Object statement
Dress accessory, toggle, shape of marrows, stone, maker unknown, China, c. 1700-1940
Chinese belt toggles called 'zhuizi' are small carved ornaments used as counterweights on the cords of pipe bags and other small bags which were usually hung on men's belts.
Chinese clothes were not well provided with pockets, so bags which could be suspended from a belt were useful articles of attire. In order to fulfil its primary purpose of securing things to a belt, a toggle must have what the Chinese called a 'string eye', which could pass a string or cord.
Toggle wearing disappeared from China in the 1940s, when western style clothing replaced traditional clothing.

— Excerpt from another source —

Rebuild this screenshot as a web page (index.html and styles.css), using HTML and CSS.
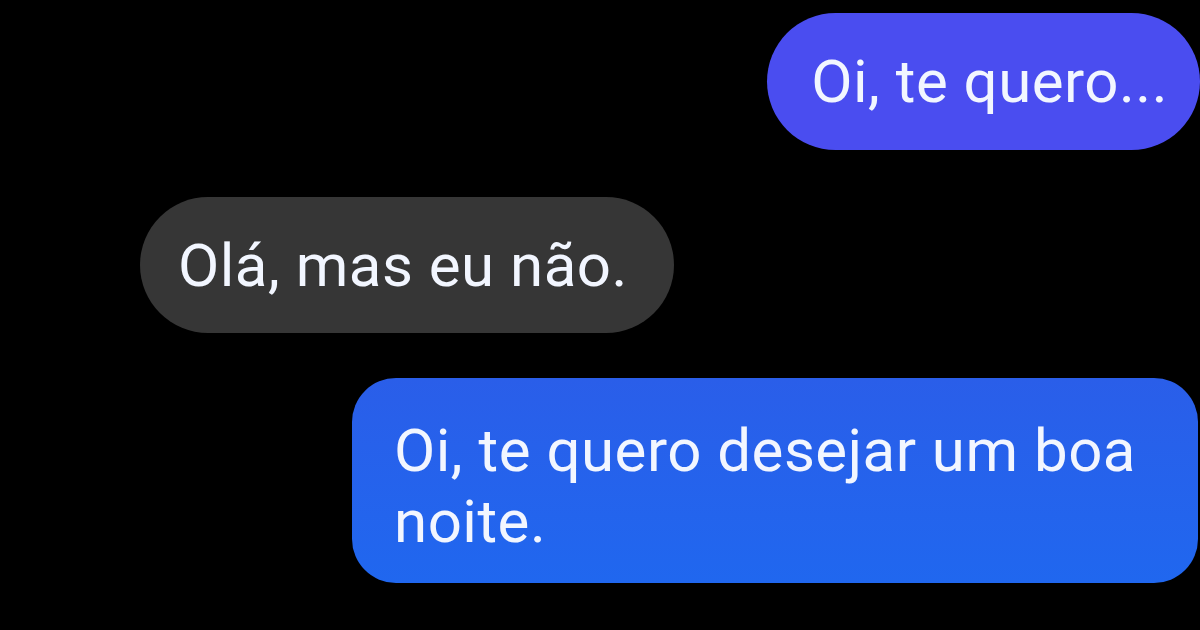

This dress toggle was made in China between 1700-1940. The fruits and marrows in Chinese traditional decoration relate to fertility. Marrows are a valuable food giving them added connotations of abundance. The vines and the stems add more to the significance of this toggle. The Chinese word for the vine of a gourd or melon plant is Wan, while the word for the stem or peduncle which holds the fruit itself to the vine is Dai and together they make the phrase Wan Dai, meaning "(for) ten thousand generations," a phrase that often serves to express wishes for long life, success , many children. etc.
(reference)
Cammann, Schuyler, Substance and Symbol in Chinese Toggles, University of Pennsylvania Press, 1962, London, pp.114-115.
This toggle is part of a group that was collected in Peking by Hedda and Alastair Morrison between 1940 and 1942. Most of them were purchased from markets outside Chongwenmen Gate, and in Liulichang, a street known for its antique shops.